During the bitterly cold winter months, some areas have witnessed what some observers consider to be a deceptive lull in fighting. Last year, many mujahideen found themselves too vulnerable to helicopter attacks in flat, snow-bound regions offering little or no cover. As a result, they have been lying low and are expected to emerge once the sparse spring vegetation provides some protection.

French and other sources believe that Soviet attempts to export 5 billion cubic meters of Afghan natural gas to its Central Asia republics by the end of 1981 has been frustrated by resistance attacks and sabotage. According to government figures, only 1.17 billion cubic meters were pumped across the border--slightly more than in 1980 but far less than in previous years.

Analysts regard Afghanistan's considerable natural gas reserves and its mineral and oil potentials as major factors behind Moscow's invasion of the primarily desert country in December 1979. Apart from serving to replenish gradually exhausted gas reserves in the Caspian Sea region, one military specialist says, ''Soviet exploitation of Afghanistan's natural gas is in fact fully paying for Moscow's costly military occupation.''

Although Moscow and Kabul agreed to a 13 percent price rise in a new gas export deal last January, it is still being sold at $100.34 per 1,000 cubic meters--substantially less than the $180 rate at which the Russians sell their gas to Western Europe.

Although the Russians recently increased their forces by an estimated 5,000, the roughly 90,000 troops is still far below the 400,000 considered necessary to control the country.
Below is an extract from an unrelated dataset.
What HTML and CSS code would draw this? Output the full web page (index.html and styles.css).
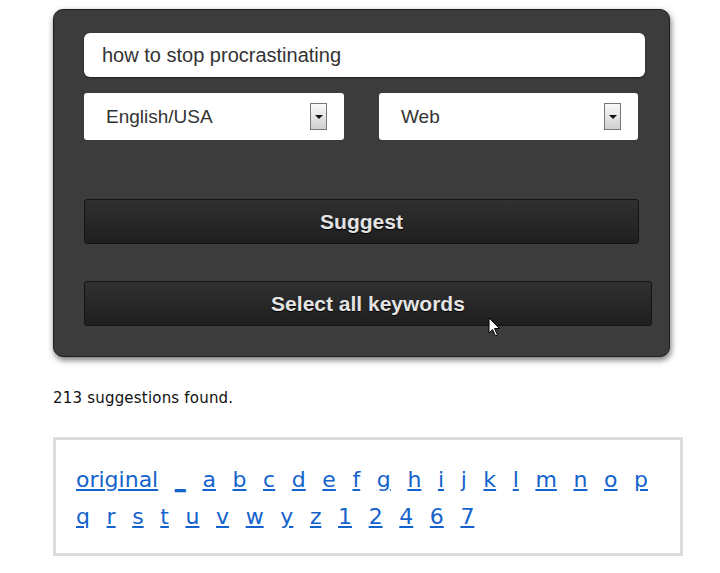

''For the moment, the Russians do not seem interested in expanding the war and prefer to stick to a long-term strategy of economic and political absorption ,'' said one observer. ''They have, however, begun to learn from the guerrillas and are changing their tactics accordingly.''

Although the Kabul regime has managed to boost slightly its armed forces to possibly 30,000 through press-ganging conscripts or by offering monetary incentives, the Soviets regard the Afghans as unreliable. Defections still run high and the Russians are known to be concerned about the growing number of trained recruits who have gone over to the resistance, often with their weapons.

As a result, there are indications that the Soviets have been sending more of their own men into direct combat.

Operating from heavily defended bases, the Russians have been hitting harder at the guerrillas, using ''cordon and thumb'' tactics - militarily cordoning off hot spots and then moving in--as a major tactic.

But Western analysts say this is not always effective. Moving in small groups , the guerrillas can easily slip away once they realize they are being encircled.

The French doctor and resistance sources have reported a rise in heavy Soviet aerial bombardments, the use of antipersonnel mines, and raids against towns and villages suspected of aiding the guerrillas.

Faced with the dilemma of trying to quash a popular uprising while also seeking to encourage support for the regime, the communists have adopted a policy of divide and rule. They are promising greater cultural and political autonomy among ethnic, regional, and tribal groups traditionally hostile to central authority. This has had only limited success.

Western analysts believe Soviet casualties are low compared to the US experience in Vietnam. Between 3,000 to 8,000 have been killed since the invasion, according to various sources. The resistance claims the figures are much higher. A communique issued last December by the Islamic (guerrilla) alliance in Peshawar, Pakistan, claimed that 9,000 Soviet and 4,500 Afghan soldiers were killed in 1981, while some 1,000 mujahideen and 20,000 civilians were killed during the same period.